JR: Ted (Grand) and I, and our partner at the time ... noticed that what we were offering in our Bikram studios wasn't aligned with what Bikram wanted. We weren't teaching classes with a set dialogue, we weren't using carpet on the floor and we were offering straps, blocks and modifications based on our backgrounds with other yoga teachers and styles. We started Moksha because while we wanted to respect Bikram's wishes; we needed to offer what we felt best teaching. The licensing came about because, quite simply, one of our studio owners was moving far away and wanted to share the Moksha vibe with her new community. This was a fun process because we really had to define what it was that makes us, "us." So we wrote an operations manual... and the rest is history!
SK: What are the mind and body benefits of Moksha?
JR: Oh goodness, there are so many... I'll do a shortlist. We see weight loss; stress reduction; improved digestion, sleep-wake patterns, and immune function and more. Because the mind and body are so linked, these benefits usually come hand in hand. For example, students feel less reactive in relationships or less stressed at work, and in turn their chronic back pain/migraines/insomnia disappears. It's not just a physical before and after. We also see it in the community spirit around each Moksha studio. A lot of people express a lack of community in their lives and being able to go somewhere "where everybody knows your name" (yes, like Cheers — did that age me?) has marked benefits for depression and anxiety as well. And it's just plain fun, which is a great benefit too. The heat causes sweating, which is fantastic detox — our skin is the body's largest organ for detoxification.
SK: Is Moksha yoga for beginners or seasoned yogis?

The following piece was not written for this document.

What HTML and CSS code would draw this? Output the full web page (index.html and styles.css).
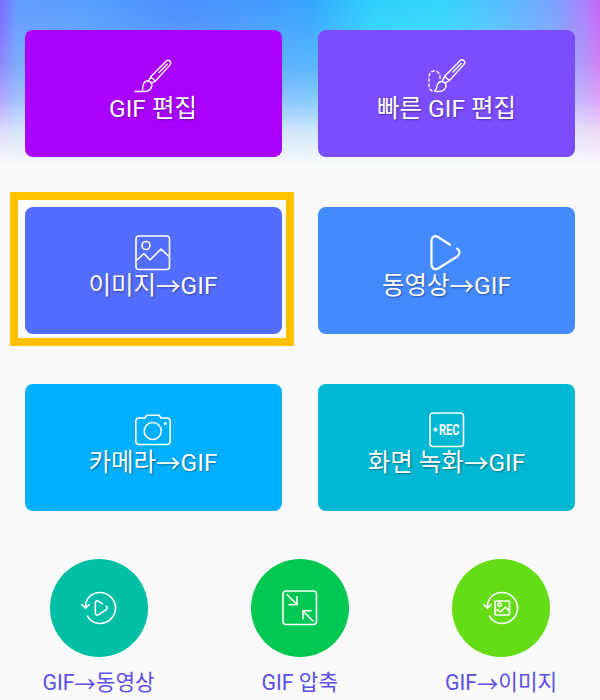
FILE: index.html
```
<!DOCTYPE html>
<html lang="ko">
<head>
<meta charset="UTF-8">
<meta name="viewport" content="width=device-width, initial-scale=1.0">
<title>GIF 편집</title>
<link rel="stylesheet" href="styles.css">
</head>
<body>
<main class="home">
    <div class="cards">
        <a class="card edit">
            <svg class="icon brush" viewBox="0 0 36 36">
                <path d="M0 33.500H9c4 0 7-2 7.800-5.500.4-2-.6-3.700-2.400-4.600-2.700-1-4.800.1-5.900 2.500-.8 2-.7 4.900-1.300 7.500"/>
                <path d="M13.300 23.500l2.200-4.500L31 3.200c2.600-2.300 6.200.8 4 3.700L20.500 23l-4.300 2.300M15.500 19l5 4M24 14.500l8.300-8.600"/>
            </svg>
            <span>GIF 편집</span>
        </a>
        <a class="card quick">
            <svg class="icon brush" viewBox="0 0 36 36">
                <path d="M5.500 33c2.500-1.200 1.700-4 3-6.500 1.200-2.500 3.400-3.700 6-2.500 2.300 1 3.200 3 2.200 5.200-1.500 3.300-5 5.300-11.200 3.800z"/>
                <path d="M13.200 23.300l2.300-4.800L31 2.700c2.600-2.300 6.200.8 4 3.700L20.500 22.500l-4.300 2.500M15.500 18.500l5 4M24 14l8.300-8.600"/>
                <path class="dashed" d="M3 33C0 31 0 28 0 25.500v-6.500c0-8 11-8 11 0v4"/>
            </svg>
            <span>빠른 GIF 편집</span>
        </a>
        <a class="card image selected">
            <svg class="icon" viewBox="0 0 36 36">
                <rect x="1" y="1" width="33.500" height="33.500" rx="3"/>
                <circle cx="11" cy="10.500" r="4"/>
                <path d="M1.500 25.500l7.500-7 6 6.500 11-11 8.500 8"/>
            </svg>
            <span>이미지<i>→</i>GIF</span>
        </a>
        <a class="card video">
            <svg class="icon play" viewBox="0 0 36 36">
                <path d="M21 9.700L9.500 2.300C5.500-.2 2.500 2 2.500 5.500v24c0 4 3.500 6 7 3.800l17.500-11c4.500-3 4.500-6.300 1.200-8.600"/>
            </svg>
            <span>동영상<i>→</i>GIF</span>
        </a>
        <a class="card camera">
            <svg class="icon" viewBox="0 0 36 36">
                <path d="M4.500 6H10l1.800-2.700h12.400L26 6h5.500c2.400 0 3.700 1.300 3.700 3.500v19.500c0 2.200-1.300 3.500-3.700 3.500h-27C2.100 32.500.8 31.200.8 29V9.500C.8 7.300 2.100 6 4.500 6z"/>
                <circle cx="17.700" cy="19" r="8.500"/>
                <circle class="dot" cx="30.300" cy="11.500" r="1.500"/>
            </svg>
            <span>카메라<i>→</i>GIF</span>
        </a>
        <a class="card record">
            <svg class="icon" viewBox="0 0 36 36">
                <rect x="1" y="1" width="33.500" height="33.500" rx="3"/>
                <circle class="dot" cx="6.500" cy="17.700" r="1.900"/>
                <text x="10" y="23" textLength="20.500" lengthAdjust="spacingAndGlyphs">REC</text>
            </svg>
            <span>화면 녹화<i>→</i>GIF</span>
        </a>
    </div>

    <div class="tools">
        <a class="tool to-video">
            <div class="circle">
                <svg class="icon" viewBox="0 0 36 36">
                    <path d="M4.500 17.500C4 9 10.500 2.500 19 2.500s15.500 7 15.500 15.500S27.500 33.500 19 33.500c-5.500 0-10-2.800-12.500-7.300M.8 14.700l3.700 3.500 3.700-3.500"/>
                    <path d="M21.500 13.700l-4-2.500c-1.700-1-3.200-.3-3.200 1.700v10c0 2 1.500 2.700 3.200 1.700l7.500-4.700c1.500-1 1.500-2.600.2-3.700"/>
                </svg>
            </div>
            <span>GIF<i>→</i>동영상</span>
        </a>
        <a class="tool compress">
            <div class="circle">
                <svg class="icon" viewBox="0 0 36 36">
                    <rect x="1" y="1" width="33.500" height="33.500" rx="3"/>
                    <path d="M5 4.500L15 14.500M7 14.700h8V6.700M31 31L21 21M29 20.700h-8v8"/>
                </svg>
            </div>
            <span>GIF 압축</span>
        </a>
        <a class="tool to-image">
            <div class="circle">
                <svg class="icon" viewBox="0 0 36 36">
                    <path d="M4.500 17.500C4 9 10.500 2.500 19 2.500s15.500 7 15.500 15.500S27.500 33.500 19 33.500c-5.500 0-10-2.800-12.500-7.300M.8 14.700l3.700 3.500 3.700-3.500"/>
                    <rect x="12" y="11" width="14.500" height="14" rx="1"/>
                    <circle cx="16.500" cy="14.500" r="1.700"/>
                    <path d="M12 21.500l2.500-2 3 2.500 5-5 4 4"/>
                </svg>
            </div>
            <span>GIF<i>→</i>이미지</span>
        </a>
    </div>
</main>
</body>
</html>
```
FILE: styles.css
```
* {
    box-sizing: border-box;
}

body {
    margin: 0;
    font-family: Roboto, "Noto Sans CJK KR", sans-serif;
    background-color: #fafafa;
}

.home {
    isolation: isolate;
    height: 700px;
    padding: 30px 25px 0 24.500px;
    background-image:
        linear-gradient(to bottom, rgba(250, 250, 250, 0) 0, rgba(250, 250, 250, 0.06) 25px, rgba(250, 250, 250, 0.18) 65px, rgba(250, 250, 250, 0.42) 100px, rgba(250, 250, 250, 0.78) 132px, #fafafa 166px),
        linear-gradient(to right, #7c6cff 0, #629cff 18px, #559fff 90px, #4a8fff 180px, #4599ff 250px, #36a6ff 310px, #2cd2fc 375px, #32d6fc 440px, #55bfff 500px, #7ba2ff 555px, #a880fa 585px, #c866f4 600px);
    background-size: 100% 170px;
    background-repeat: no-repeat;
}

.cards {
    display: grid;
    grid-template-columns: 257px 257px;
    grid-auto-rows: 127px;
    column-gap: 36.500px;
    row-gap: 50px;
}

.card {
    position: relative;
    display: flex;
    flex-direction: column;
    align-items: center;
    padding-top: 28px;
    border-radius: 8px;
    color: #fff;
    font-size: 24.500px;
    line-height: 30px;
    white-space: nowrap;
    text-shadow: 1px 1px 2px rgba(0, 0, 0, 0.4);
}

.icon {
    flex: none;
    width: 36px;
    height: 36px;
    overflow: visible;
    fill: none;
    stroke: #fff;
    stroke-width: 1.600;
    stroke-linecap: round;
    stroke-linejoin: round;
}

.icon.brush {
    stroke-width: 1.400;
}

.icon .dashed {
    stroke-dasharray: 2.500 2.800;
}

.icon .dot {
    fill: #fff;
    stroke: none;
}

.icon text {
    fill: #fff;
    stroke: none;
    font-size: 15px;
    font-weight: 700;
    text-shadow: none;
}

.icon.play {
    stroke-width: 2.200;
}

/* centre the arrow on the latin capitals */
i {
    font-style: normal;
    line-height: 1;
    vertical-align: -2px;
}

.edit { background-color: #aa00ff; }
.quick { background-color: #7c4dff; }
.image { background-color: #536dfe; }
.video { background-color: #448aff; }
.camera { background-color: #00b0ff; }
.record { background-color: #00b8d4; }

/* yellow frame around the chosen card */
.selected::before {
    content: "";
    position: absolute;
    z-index: -1;
    inset: -15px -12px -12px -14.500px;
    border: 8px solid #ffc000;
    background-color: #fff;
}

.tools {
    display: flex;
    justify-content: space-between;
    margin-top: 48px;
}

.tool {
    display: flex;
    flex-direction: column;
    align-items: center;
    width: 148px;
    color: #5b4ee6;
    font-size: 21.300px;
    line-height: 28px;
    white-space: nowrap;
}

.circle {
    display: flex;
    align-items: center;
    justify-content: center;
    width: 98px;
    height: 98px;
    margin-bottom: 12px;
    border-radius: 50%;
}

.to-video .circle { background-color: #00bfa5; }
.compress .circle { background-color: #00c853; }
.to-image .circle { background-color: #64dd17; }
```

JR: We've identified seven pillars that showcase our philosophies, and the second is accessibility. In over 500 hours of training, all Moksha teachers learn how to make every class accessible to both stiff-as-a-board first-timers and Gumby-like yoga veterans.

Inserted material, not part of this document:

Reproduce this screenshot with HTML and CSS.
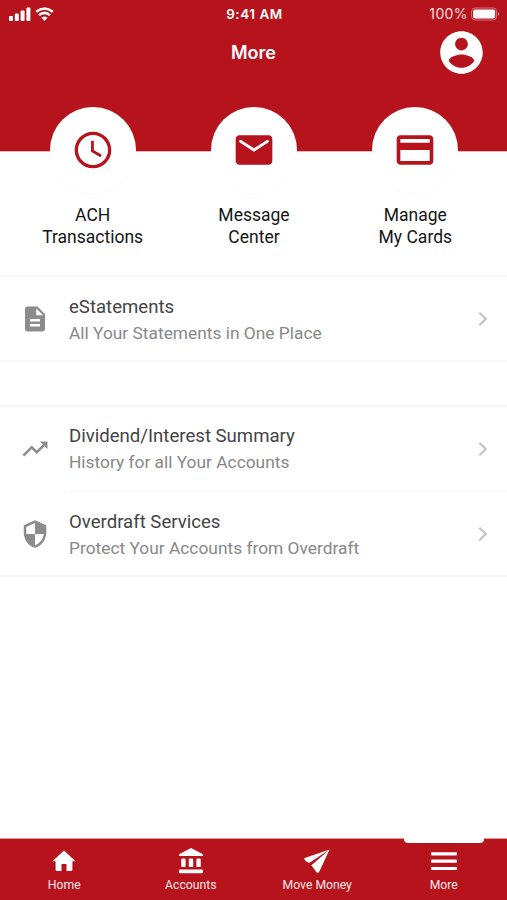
FILE: index.html
```html
<!DOCTYPE html>
<html lang="en">
<head>
<meta charset="utf-8">
<title>More</title>
<link rel="stylesheet" href="styles.css">
</head>
<body>
<div class="app">
  <header class="header">
    <div class="status">
      <div class="signals">
        <svg width="22" height="14" viewBox="0 0 22 14"><rect y="9" width="4" height="5" rx="1"/><rect x="5.8" y="6.5" width="4" height="7.5" rx="1"/><rect x="11.6" y="3.5" width="4" height="10.5" rx="1"/><rect x="17.4" y=".5" width="4" height="13.5" rx="1"/></svg>
        <svg class="wifi" width="19" height="14" viewBox="0 0 19 14"><path d="M1.2 4.700Q9.500-1.800 17.800 4.700M4 8.100Q9.500 3.600 15 8.100" fill="none" stroke="#fff" stroke-width="2.500"/><path d="M6.400 10.700Q9.500 8.300 12.600 10.700L9.500 14z"/></svg>
      </div>
      <div class="time">9:41 AM</div>
      <div class="power">
        <span>100%</span>
        <svg width="29" height="14" viewBox="0 0 31 14"><rect x=".6" y=".6" width="26.8" height="12.8" rx="3.8" fill="none" stroke="#fff" stroke-opacity=".45"/><rect x="2.2" y="2.2" width="23.6" height="9.6" rx="2.2"/><path d="M28.8 4.8q3 2.2 0 4.4z" opacity=".5"/></svg>
      </div>
    </div>
    <div class="titlebar">
      <h1>More</h1>
      <svg class="avatar" viewBox="0 0 24 24"><path d="M12 2C6.480 2 2 6.480 2 12s4.480 10 10 10 10-4.480 10-10S17.520 2 12 2zm0 3c1.660 0 3 1.340 3 3s-1.340 3-3 3-3-1.340-3-3 1.340-3 3-3zm0 14.200c-2.500 0-4.710-1.280-6-3.220.030-1.990 4-3.080 6-3.080s5.970 1.090 6 3.080c-1.290 1.940-3.500 3.220-6 3.220z"/></svg>
    </div>
  </header>

  <nav class="shortcuts">
    <a class="shortcut">
      <span class="disc"><svg viewBox="0 0 24 24"><path d="M11.990 2C6.470 2 2 6.480 2 12s4.470 10 9.990 10C17.520 22 22 17.520 22 12S17.520 2 11.990 2zM12 20.200c-4.500 0-8.200-3.700-8.200-8.200s3.700-8.200 8.200-8.200 8.200 3.700 8.200 8.200-3.700 8.200-8.200 8.200z"/><path d="M11.700 6.900v5.600l4.700 2.800" fill="none" stroke="#b6131d" stroke-width="1.500"/></svg></span>
      <span>ACH<br>Transactions</span>
    </a>
    <a class="shortcut">
      <span class="disc"><svg viewBox="0 0 24 24"><path d="M20 4H4c-1.100 0-2 .9-2 2v12c0 1.100.9 2 2 2h16c1.100 0 2-.9 2-2V6c0-1.100-.9-2-2-2z"/><path d="M4.700 7.300 12 12l7.300-4.700" fill="none" stroke="#fff" stroke-width="1.600" stroke-linecap="round"/></svg></span>
      <span>Message<br>Center</span>
    </a>
    <a class="shortcut">
      <span class="disc"><svg viewBox="0 0 24 24"><path d="M20 4H4c-1.110 0-1.990.89-1.990 2L2 18c0 1.110.89 2 2 2h16c1.110 0 2-.89 2-2V6c0-1.110-.89-2-2-2zm0 14H4v-6h16v6zm0-10H4V6h16v2z"/></svg></span>
      <span>Manage<br>My Cards</span>
    </a>
  </nav>

  <main class="lists">
    <section class="group">
      <a class="row">
        <svg class="icon" viewBox="0 0 24 24"><path d="M14 2H6c-1.100 0-1.990.9-1.990 2L4 20c0 1.100.89 2 1.990 2H18c1.100 0 2-.9 2-2V8l-6-6zm2 16H8v-2h8v2zm0-4H8v-2h8v2zm-3-5V3.500L18.500 9H13z"/></svg>
        <span class="copy"><span class="name">eStatements</span><span class="note">All Your Statements in One Place</span></span>
        <svg class="chevron" viewBox="0 0 10 16"><path d="M1.300 1.700 7.800 8l-6.500 6.300"/></svg>
      </a>
    </section>
    <section class="group">
      <a class="row upper">
        <svg class="icon" viewBox="0 0 24 24"><path d="M16 6l2.290 2.290-4.880 4.880-4-4L2 16.590 3.410 18l6-6 4 4 6.300-6.290L22 12V6z"/></svg>
        <span class="copy"><span class="name">Dividend/Interest Summary</span><span class="note">History for all Your Accounts</span></span>
        <svg class="chevron" viewBox="0 0 10 16"><path d="M1.300 1.700 7.800 8l-6.500 6.300"/></svg>
      </a>
      <div class="divider"></div>
      <a class="row">
        <svg class="icon" viewBox="0 0 24 24"><path d="M12 1 3 5v6c0 5.550 3.840 10.740 9 12 5.160-1.260 9-6.450 9-12V5l-9-4zm0 10.990h7c-.53 4.120-3.280 7.790-7 8.940V12H5V6.300l7-3.110v8.800z"/></svg>
        <span class="copy"><span class="name">Overdraft Services</span><span class="note">Protect Your Accounts from Overdraft</span></span>
        <svg class="chevron" viewBox="0 0 10 16"><path d="M1.300 1.700 7.800 8l-6.500 6.300"/></svg>
      </a>
    </section>
  </main>

  <footer class="tabs">
    <a class="tab"><svg viewBox="0 0 28 28"><path d="M14 3.500 2.500 14.200H5.600V22.800q0 1.200 1.200 1.200H11.500V17h5v7h4.700q1.200 0 1.200-1.200V14.200h3.100z"/></svg><span>Home</span></a>
    <a class="tab"><svg viewBox="0 0 28 28"><path d="M14 1 26 7.200V9H2V7.200z"/><rect x="4.200" y="11.500" width="4.400" height="8.600" rx="1.200"/><rect x="11.800" y="11.500" width="4.400" height="8.600" rx="1.200"/><rect x="19.400" y="11.500" width="4.400" height="8.600" rx="1.200"/><rect x="2" y="22.500" width="24" height="3.800" rx="1"/></svg><span>Accounts</span></a>
    <a class="tab"><svg viewBox="0 0 28 28"><path d="M26.600 2.500 1 11.200q1.400 3.700 5.500 4.500zM26.600 2.500 8.400 18.200l5.700 7.800q1.700-.2 2.500-2z"/></svg><span>Move Money</span></a>
    <a class="tab current"><svg viewBox="0 0 28 28"><rect x="1" y="5.300" width="26" height="3.200" rx="1"/><rect x="1" y="12.600" width="26" height="3.200" rx="1"/><rect x="1" y="19.900" width="26" height="3.200" rx="1"/></svg><span>More</span></a>
  </footer>
</div>
</body>
</html>
```

FILE: styles.css
```css
* { box-sizing: border-box; }

body {
  margin: 0;
  background: #fff;
  font-family: Roboto, "Liberation Sans", sans-serif;
}

svg { display: block; flex: none; fill: currentColor; }

.app { display: flex; flex-direction: column; height: 900px; overflow: hidden; }

.header {
  flex: none;
  height: 152px;
  border-bottom: 1px solid #efb9bd;
  background: #b6131d;
  color: #fff;
}

.status {
  display: grid;
  grid-template-columns: 1fr auto 1fr;
  align-items: center;
  height: 27px;
  padding: 0 7px 0 9px;
  font-family: Inter, sans-serif;
}
.signals { display: flex; gap: 4px; }
.time { font-size: 13.5px; font-weight: 600; letter-spacing: .55px; }
.power { display: flex; justify-content: flex-end; align-items: center; gap: 3px; font-size: 14px; letter-spacing: .4px; }
.power span { opacity: .85; }

.titlebar {
  display: grid;
  grid-template-columns: 1fr auto 1fr;
  align-items: center;
  height: 51px;
  padding-right: 20px;
}
.titlebar h1 {
  grid-column: 2;
  margin: 0 0 0 20px;
  font: 600 18px/24px Inter, sans-serif;
}
.avatar { width: 51px; height: 51px; justify-self: end; }

.shortcuts { display: flex; flex: none; height: 168px; margin-top: -45px; padding: 0 11px 0 12px; }
.shortcut {
  flex: 1;
  display: flex;
  flex-direction: column;
  align-items: center;
  gap: 11px;
  text-align: center;
  color: #151515;
  font-size: 17.5px;
  line-height: 22px;
}
.disc {
  display: flex;
  align-items: center;
  justify-content: center;
  width: 86px;
  height: 86px;
  border-radius: 50%;
  background: #fff;
  color: #b6131d;
  box-shadow: 0 1px 3px rgba(0, 0, 0, .02);
}
.disc svg { width: 44px; height: 44px; }

.lists { flex: 1; display: flex; flex-direction: column; gap: 43px; }
.group { border: solid #f7f7f7; border-width: 2px 0; }
.row { display: flex; align-items: center; height: 83px; padding: 0 19px 0 20px; }
.icon { width: 30px; height: 30px; color: #8c8c8c; }
.copy {
  display: flex;
  flex: 1;
  flex-direction: column;
  justify-content: center;
  height: 100%;
  padding-top: 3px;
  margin-left: 19px;
}
.upper .copy { padding-top: 1px; }
.divider { height: 2px; margin-left: 69px; background: #fafafa; }
.name, .note { line-height: 26px; white-space: nowrap; }
.name { color: #444; font-size: 18.6px; }
.note { color: #888; font-size: 17.35px; }
.chevron { width: 10px; height: 16px; fill: none; stroke: #c4c4c4; stroke-width: 2.2; }

.tabs {
  display: flex;
  flex: none;
  height: 62px;
  padding-left: 1px;
  border-top: 1px solid #e3959a;
  background: #b6131d;
  color: #fff;
}
.tab {
  position: relative;
  flex: 1;
  display: flex;
  flex-direction: column;
  align-items: center;
  padding-top: 8px;
  font-size: 12.2px;
  line-height: 16px;
}
.tab svg { width: 28px; height: 28px; margin-bottom: 2px; }
.tab span { opacity: .9; }
.current::before {
  content: "";
  position: absolute;
  top: -1px;
  left: 23px;
  width: 80px;
  height: 5px;
  border-radius: 0 0 4px 4px;
  background: #fff;
}
```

SK: Are there segments of the population that should avoid Moksha?
JR: We recommend that women in their first trimester [of pregnancy] avoid the heated room. Also, if heat or cardiovascular activity is counter-indicated; as is the case with some severe heart conditions, we ask that students check in with their doctor. Generally if physical exercise is OK and you're not expecting, time to get sweaty!
SK: Where can yoga lovers go to take Moksha classes?
JR: Several in every major city in Canada, as well as New York City, Los Angeles, Minneapolis, northern Kentucky and Cincinnati.
SK: Final words on Moksha?
JR: Well, I read a Thoreau quote today (and, I admit, tweeted it!) about the ability to change any time. We all have areas in our lives, or in ourselves, that we want to improve. We want more discipline, or more adventure, or perhaps less stress. We set our goals and somehow we ignore the things that are most important. I know I have a big old bias, but I feel so strongly that Moksha is so much more than the physical postures and the toned body-mind that accompanies the practice. Moksha studios offer a chance to get together with others who are working on living more rich, full lives. The studio owners and teachers are there with the intention to support positive change. And our collective goal is that if we can all do this together, we can move from micro to macro — from our mats to our families, to our communities and out into the world. And I think this is powerful. So I hope to meet you one day soon... in a sweaty room!